Ms. Conn also performs plays about Gertrude Stein, a Death Row prisoner (which she wrote in collaboration with an inmate in Texas), as well as the autobiographical performance piece Mistress Ecstasy's Erotic Circus.To see the schedule for the current Provincetown Fringe Festival, presented annually from late June through Labor Day in Provincetown, Massachusetts (at the tip of Cape Cod) click here, or visit Ms. Conn's personal web page, or you can email her.

Synopsis of Miss Lizzie A. Borden Invites You to Tea: Set in 1915, Lizzie speaks to guests she has invited over for tea, telling them about her trial and acquittal for the murder of her father and stepmother—the events leading up to it—as well as reminiscing fondly about her relationship with the celebrated actress Nance O'Neil.


How did you first become interested in the Lizzie Borden case?

I grew up in MA including New Bedford and I think as a child we all knew the “poem” about Lizzie Borden.

Why did you decide to write a play about her?

I didn't start my acting career until I was in my late 40's. I was living on Cape Cod and I decided to audition for some of the community theatre productions. I was continually cast in roles for about 4 years. Then I decided I needed to branch out from community theatre mainly because the roles available to me were starting to diminish because of my age and gender. I looked for one-woman shows that I could really "sink my teeth into.” In 1994, I found a play written by Pat Bond, Lorena Hickok and Eleanor Roosevelt: A Love Story, which is still a huge hit in Provincetown, MA. Pat Bond died in the early 90's and before she died, she was working on a play about Lizzie Borden. This renewed my interest and I read every book I could find about Lizzie and decided to write my own play. This was the first play I ever wrote. But the bottom line for me was having exciting roles to play. When you get to my age, it's seems the only roles are grandmothers or none at all. I went to one audition for an entire summer season and there wasn't one female role in my age range. So I not only decided to write my own plays but to start my own theatre company so I would have a place to perform the plays that I wrote.
Miss Lizzie A. Borden Invites You to Tea premiered in Provincetown in the summer of 1995.

You portray Lizzie Borden in 1915, after Emma's leaving. What sources/resources influenced your telling of her life?

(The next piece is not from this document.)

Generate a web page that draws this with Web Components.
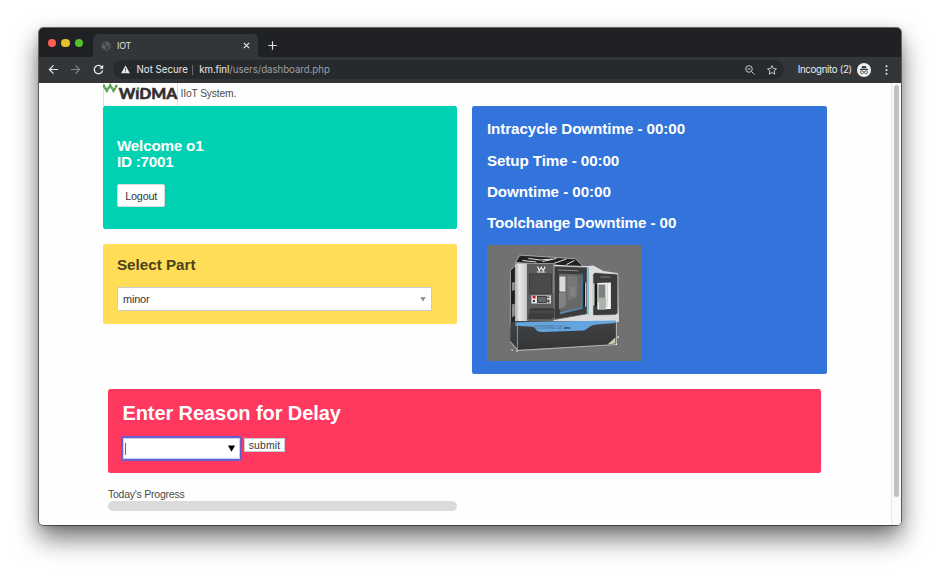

The play takes place around the time when Emma granted an interview to Edwin McGuire. I place the time of the play at exactly 21 years after the murders. Emma left Lizzie about 9 years after the murders. My sources are numerous as I actually read every book I could find. I am really an actor, not an historian so the writing of the play was done with acting in mind, which means that I took “poetic license.” Yet Lizzie Borden history buffs have seen the play and feel I have done a good job with the historical material. There were certain things I read that influenced the writing of the play. When I read the details of her will, I saw that she left much of her money to the Animal Rescue League of Fall River and Emma left much of her money to the Society of Prevention of Cruelty to Children. These were important facts because it helped find motives for Lizzie and Emma.

You subscribe to the theory that Lizzie committed the crimes while in the nude. Do you see her unique choice as related to her repressed Victorian environment?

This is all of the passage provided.